En el puente de Semana Santa he salido a navegar por primera vez con mi familia en el Scallywag. Ha sido un crucero de cuatro días, organizado por el Tollesbury Cruising Club, del que somos socios todos los que tenemos un amarre en la marina de Tollesbury. Tollesbury está en el estuario del Blackwater, en la costa este de Inglaterra, al norte del Támesis. El plan era visitar otros tres puertos del estuario: Brightlingsea, Heybridge Basin y Bradwell.


A lo mejor tendría que haber esperado a que la primavera se asentara un poco más para introducir a mi familia a las delicias de la navegación en estas latitudes. Han navegado conmigo en Grecia y en Mallorca, pero esto es otra cosa. Aquí la temporada de vela no empieza de verdad hasta Mayo. Ahora la mayoría de los barcos todavía están fuera del agua. Pero yo estaba un poco impaciente por estrenar el barco, que es mío desde diciembre. Además era una ocasión excelente para visitar los puertos del estuario en compañía de gente que se los conoce. Por aquí el pilotaje es complicadillo.

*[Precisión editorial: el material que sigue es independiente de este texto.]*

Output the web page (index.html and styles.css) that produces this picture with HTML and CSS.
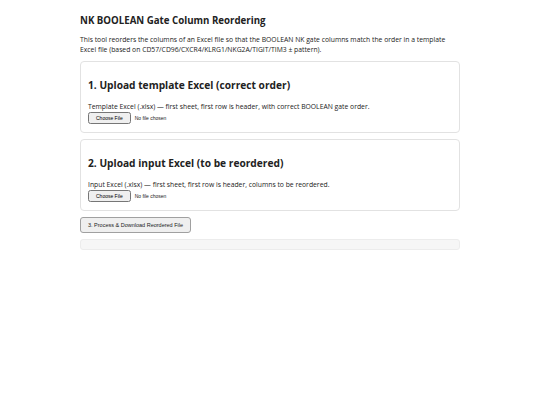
FILE: index.html
```html
<!DOCTYPE html>
<html lang="en">
<head>
  <meta charset="UTF-8">
  <meta name="viewport" content="width=device-width, initial-scale=1.0">
  <title>NK BOOLEAN Gate Column Reordering</title>
  <link rel="stylesheet" href="styles.css">
</head>
<body>
  <div class="page">
    <h1>NK BOOLEAN Gate Column Reordering</h1>
    <p class="intro">This tool reorders the columns of an Excel file so that the BOOLEAN NK gate columns match the order in a template Excel file (based on CD57/CD96/CXCR4/KLRG1/NKG2A/TIGIT/TIM3 ± pattern).</p>

    <div class="card">
      <h2>1. Upload template Excel (correct order)</h2>
      <p>Template Excel (.xlsx) — first sheet, first row is header, with correct BOOLEAN gate order.</p>
      <input type="file" id="templateFile" accept=".xlsx">
    </div>

    <div class="card">
      <h2>2. Upload input Excel (to be reordered)</h2>
      <p>Input Excel (.xlsx) — first sheet, first row is header, columns to be reordered.</p>
      <input type="file" id="inputFile" accept=".xlsx">
    </div>

    <button class="process-btn" id="processBtn">3. Process &amp; Download Reordered File</button>
    <div class="status" id="status"></div>
  </div>
</body>
</html>
```

FILE: styles.css
```css
body {
  font-family: "Open Sans", "Noto Sans", sans-serif;
  margin: 0;
  padding: 0;
  background: #fff;
  color: #222;
}
.page {
  max-width: 380px;
  margin: 0 auto;
  padding: 14px 0;
  font-size: 7px;
}
h1 {
  font-size: 9.7px;
  font-weight: 700;
  margin: 0 0 7px;
  line-height: 14px;
}
.intro {
  font-size: 6.8px;
  line-height: 9.5px;
  margin: 0 0 7px;
}
.card {
  border: 1px solid #e2e2e2;
  border-radius: 4px;
  padding: 8px 7px 7.5px;
  margin-bottom: 6.5px;
}
.card h2 {
  font-size: 10.2px;
  font-weight: 700;
  margin: 7px 0 9px;
  line-height: 16px;
}
.card p {
  font-size: 6.8px;
  line-height: 9px;
  margin: 0 0 1px;
}
.card input[type="file"] {
  display: block;
  font-size: 5px;
  font-family: "Liberation Sans", Arial, sans-serif;
}
.process-btn {
  display: block;
  font-family: "Liberation Sans", Arial, sans-serif;
  font-size: 5.5px;
  padding: 4px 7px;
  border: 1px solid #a0a0a0;
  border-radius: 3px;
  background: #efefef;
  color: #222;
  cursor: pointer;
}
.status {
  margin-top: 6px;
  height: 9px;
  background: #f6f6f6;
  border: 1px solid #ececec;
  border-radius: 3px;
}
```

Empiezo por presentaros a mi tripulación, para los que no los conocéis, en fotos que hice durante la travesía.

Primero está Inma, mi mujer. Para que os hagáis una idea del interés que tiene Inma por la vela, os diré que aunque compré el barco hace unos cuatro meses, ella ni siquiera lo había visto hasta que no llegamos para embarcarnos. Preferiría no ayudar en nada, pero lo que tiene que hacer lo hace sin rechistar. No es miedosa.

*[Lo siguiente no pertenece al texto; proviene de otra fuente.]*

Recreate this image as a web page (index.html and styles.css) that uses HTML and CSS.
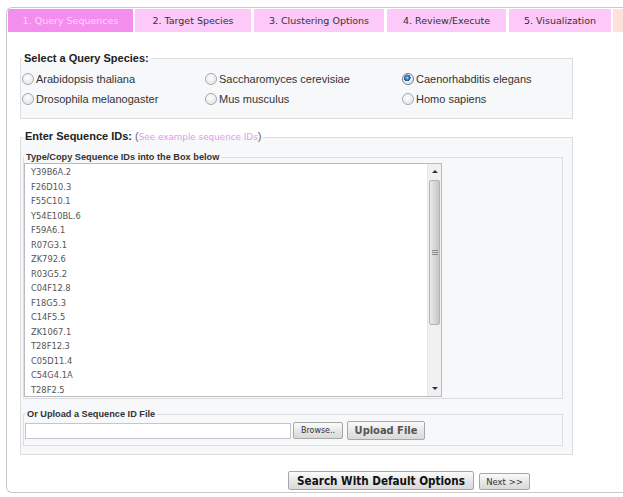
FILE: index.html
```html
<!DOCTYPE html>
<html>
<head>
<meta charset="utf-8">
<link rel="stylesheet" href="styles.css">
</head>
<body>
<div class="wrap">
  <div class="tabs">
    <div class="tab tab-active tab-1">1. Query Sequences</div>
    <div class="tab tab-2">2. Target Species</div>
    <div class="tab tab-3">3. Clustering Options</div>
    <div class="tab tab-4">4. Review/Execute</div>
    <div class="tab tab-5">5. Visualization</div>
    <div class="tab tab-next"></div>
  </div>

  <fieldset class="box species">
    <legend class="box-title">Select a Query Species:</legend>
    <div class="species-grid">
      <label class="opt"><span class="radio"></span>Arabidopsis thaliana</label>
      <label class="opt"><span class="radio"></span>Saccharomyces cerevisiae</label>
      <label class="opt"><span class="radio radio-on"></span>Caenorhabditis elegans</label>
      <label class="opt"><span class="radio"></span>Drosophila melanogaster</label>
      <label class="opt"><span class="radio"></span>Mus musculus</label>
      <label class="opt"><span class="radio"></span>Homo sapiens</label>
    </div>
  </fieldset>

  <fieldset class="box seq">
    <legend class="box-title">Enter Sequence IDs: <span class="paren">(<span class="example">See example sequence IDs</span>)</span></legend>
    <fieldset class="sub ids">
      <legend class="sub-title">Type/Copy Sequence IDs into the Box below</legend>
      <div class="ta">
        <div class="ta-text">
          <div>Y39B6A.2</div>
          <div>F26D10.3</div>
          <div>F55C10.1</div>
          <div>Y54E10BL.6</div>
          <div>F59A6.1</div>
          <div>R07G3.1</div>
          <div>ZK792.6</div>
          <div>R03G5.2</div>
          <div>C04F12.8</div>
          <div>F18G5.3</div>
          <div>C14F5.5</div>
          <div>ZK1067.1</div>
          <div>T28F12.3</div>
          <div>C05D11.4</div>
          <div>C54G4.1A</div>
          <div>T28F2.5</div>
        </div>
        <div class="sb">
          <div class="sb-btn"><span class="arr-up"></span></div>
          <div class="sb-track">
            <div class="sb-thumb"><span class="grip"></span></div>
          </div>
          <div class="sb-btn"><span class="arr-down"></span></div>
        </div>
      </div>
    </fieldset>
    <fieldset class="sub upload">
      <legend class="sub-title">Or Upload a Sequence ID File</legend>
      <div class="upload-row">
        <span class="file-input"></span>
        <button class="btn btn-browse">Browse..</button>
        <button class="btn btn-upload">Upload File</button>
      </div>
    </fieldset>
  </fieldset>

  <div class="actions">
    <button class="btn btn-search">Search With Default Options</button>
    <button class="btn btn-next">Next &gt;&gt;</button>
  </div>
</div>
</body>
</html>
```
FILE: styles.css
```css
* { box-sizing: border-box; }
html, body {
  margin: 0;
  padding: 0;
  background: #fff;
  overflow: hidden;
}
body {
  font-family: "Liberation Sans", Arial, sans-serif;
  color: #222;
}

.wrap {
  margin: 7px 0 0 6px;
  width: 617px;
  height: 486px;
  border: 1px solid #c9c9c9;
  border-right: none;
  border-radius: 6px 0 0 6px;
  padding: 1px 0 1px 1px;
}

/* tabs */
.tabs {
  display: flex;
  height: 23px;
}
.tab {
  height: 23px;
  line-height: 24px;
  text-align: center;
  font-family: "DejaVu Sans", Verdana, sans-serif;
  font-size: 9.5px;
  color: #333;
  background: #fdc9f8;
  margin-right: 3px;
  white-space: nowrap;
  flex: none;
}
.tab-active {
  background: #f48eee;
  color: #fcd6f9;
  border-top-left-radius: 2px;
}
.tab-1 { width: 125px; margin-right: 2px; }
.tab-2 { width: 116px; }
.tab-3 { width: 130px; }
.tab-4 { width: 119px; }
.tab-5 { width: 102px; margin-right: 2px; }
.tab-next { flex: 1; background: #fde2dc; margin-right: 0; }

/* fieldsets */
.box {
  margin: 0 0 0 12px;
  width: 553px;
  border: 1px solid #dcdde0;
  background: #f7f8fa;
  min-width: 0;
}
.box-title {
  font-size: 11px;
  font-weight: bold;
  line-height: 13px;
  padding: 0 2px;
  color: #222;
}
.species {
  margin-top: 20px;
  padding: 4px 0 9px 1px;
}
.species-grid {
  display: grid;
  grid-template-columns: 183px 197px 1fr;
  grid-auto-rows: 20px;
}
.opt {
  display: flex;
  align-items: center;
  font-size: 11px;
  color: #333;
  white-space: nowrap;
}
.radio {
  width: 12px;
  height: 12px;
  border-radius: 50%;
  border: 1px solid #a4a8ac;
  background: radial-gradient(circle at 45% 40%, #ffffff 0, #f2f3f4 35%, #d3d6da 100%);
  margin-right: 2px;
  flex: none;
  box-shadow: inset 0 0 0 1px rgba(255,255,255,0.5);
}
.radio-on {
  border-color: #6f7c8a;
  background:
    radial-gradient(circle at 42% 38%, #bfe3ff 0, #3f8ed6 1.5px, #1c4f8c 3.2px, rgba(0,0,0,0) 3.6px),
    radial-gradient(circle at 45% 40%, #ffffff 0, #eef0f2 40%, #cfd3d8 100%);
}

.seq {
  margin-top: 11px;
  padding: 0 9px 8px 2px;
}
.paren {
  font-weight: normal;
  color: #666;
  font-size: 11px;
}
.example {
  font-family: "DejaVu Sans", Verdana, sans-serif;
  font-size: 8.8px;
  color: #e39de9;
}

.sub {
  margin: 0;
  width: 540px;
  border: 1px solid #dcdde0;
  background: #f7f8fa;
  min-width: 0;
}
.sub-title {
  font-size: 9.2px;
  font-weight: bold;
  line-height: 11px;
  padding: 0 2px;
  color: #333;
}
.ids {
  margin-top: 8px;
  padding: 0 0 1px 0;
}

/* fake textarea */
.ta {
  display: flex;
  width: 418px;
  height: 234px;
  border: 1px solid #b9bcc0;
  background: #fff;
  overflow: hidden;
}
.ta-text {
  flex: 1;
  padding: 1px 0 0 6px;
  font-family: "DejaVu Sans", Verdana, sans-serif;
  font-size: 8.3px;
  line-height: 14.53px;
  color: #555;
  white-space: nowrap;
}
.sb {
  width: 14px;
  display: flex;
  flex-direction: column;
  background: #f0f0f0;
  border-left: 1px solid #e6e6e6;
}
.sb-btn {
  height: 15px;
  display: flex;
  align-items: center;
  justify-content: center;
}
.arr-up, .arr-down {
  width: 0;
  height: 0;
  border-left: 3px solid transparent;
  border-right: 3px solid transparent;
}
.arr-up { border-bottom: 3px solid #333; }
.arr-down { border-top: 3px solid #333; }
.sb-track {
  flex: 1;
  padding-top: 1px;
}
.sb-thumb {
  height: 145px;
  margin: 0 1px;
  border: 1px solid #b4b4b4;
  border-radius: 2px;
  background: linear-gradient(to right, #eaeaea, #d4d4d4 60%, #c6c6c6);
  display: flex;
  align-items: center;
  justify-content: center;
}
.grip {
  width: 6px;
  height: 5px;
  background: repeating-linear-gradient(to bottom, #8a8a8a 0, #8a8a8a 1px, transparent 1px, transparent 2px);
}

.upload {
  margin-top: 10px;
  padding: 1px 0 5px 1px;
}
.upload-row {
  display: flex;
  align-items: center;
  height: 19px;
}
.file-input {
  width: 266px;
  height: 16px;
  border: 1px solid #c4c6c9;
  background: #fff;
}

.btn {
  margin: 0;
  padding: 0;
  border: 1px solid #a7a7a7;
  border-radius: 2px;
  background: linear-gradient(#fbfbfb, #e6e6e6 55%, #d9d9d9);
  color: #333;
  white-space: nowrap;
  font-family: "DejaVu Sans", Verdana, sans-serif;
}
.btn-browse {
  margin-left: 2px;
  width: 50px;
  height: 17px;
  font-size: 8px;
}
.btn-upload {
  margin-left: 4px;
  width: 78px;
  height: 19px;
  font-size: 11px;
  font-weight: bold;
  color: #555;
  font-stretch: condensed;
}

.actions {
  display: flex;
  align-items: flex-end;
  margin-top: 16px;
  padding-left: 280px;
}
.btn-search {
  width: 186px;
  height: 19px;
  font-size: 11.6px;
  font-weight: bold;
  color: #111;
  font-stretch: condensed;
}
.btn-next {
  margin-left: 5px;
  width: 51px;
  height: 17px;
  font-size: 8.5px;
}
```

Luego está Clara, mi hija mayor, de catorce años. Clara, a pesar de no haber navegado mucho, es una tripulante excelente. Hace lo que le dices e intenta aprender. Lleva el timón muy bien. Lo puedo dejar en sus manos y encargarme de otra cosa sin ningún problema.


A continuación tenemos a Alicia, la segunda, de doce años, con un caso prematuro de insatisfacción adolescente. Es a la que menos gracia le hacía este plan, y se aseguró de que lo tuviera presente durante toda la travesía, pero la verdad es que a pesar de su mal humor aguantó las penalidades con cierto estoicismo. Si se esmerara lo haría bien. Tengo esperanzas.


Por último está Damián, de siete años. Es demasiado pequeño para ser de mucha utilidad en un barco, pero nunca molesta y aguanta lo que le echen.